This is because make
is not in your PATH. If you can build in the terminal, use which make
to figure out the path to make
, and then add that to the path for build. You can edit the makefile build system to add your path.
Your new makefile rule should look like:
{
"cmd": ["make"],
"file_regex": "^(..[^:]*):([0-9]+):?([0-9]+)?:? (.*)$",
"working_dir": "${project_path:${folder:${file_path}}}",
"selector": "source.makefile",
"path": "/usr/local/bin:/Applications/Xcode.app/Contents/Developer/usr/bin",
"variants":
[
{
"name": "Clean",
"cmd": ["make", "clean"]
},
{
"name": "Test",
"cmd": ["make", "test"]
}
]
}
This is basically the default make
target, but I added to the PATH, and (of course) a test target.

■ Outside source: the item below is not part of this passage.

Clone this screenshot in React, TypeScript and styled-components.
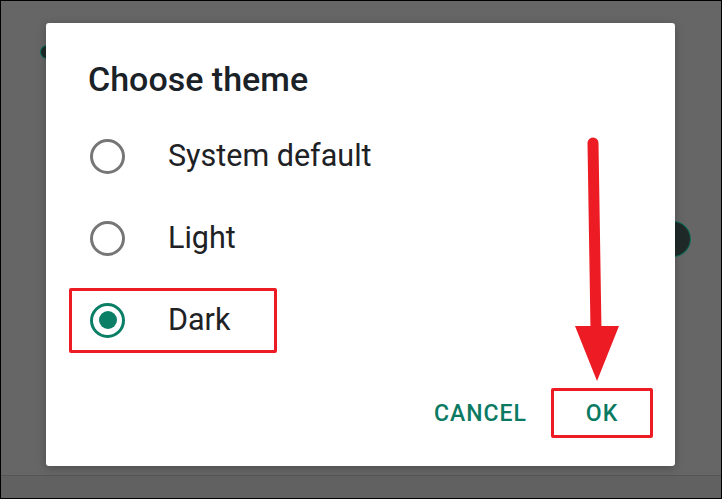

You may have to extend the PATH to find gcc, ifort, or whatever you are using to compile. Use :
to separate directories on Linux and Mac, and ;
on Windows. You can also change other environment variables, I had to set DYLD_LIBRARY_PATH and CPATH so that my libraries and include directories would be available.
It should be saved as Make (OSX).sublime-build in the User directory of your Sublime preferences. The (OSX) will ensure that this file is only used on Mac, so when you copy your preferences to a non-mac computer, you won't gunk up the path.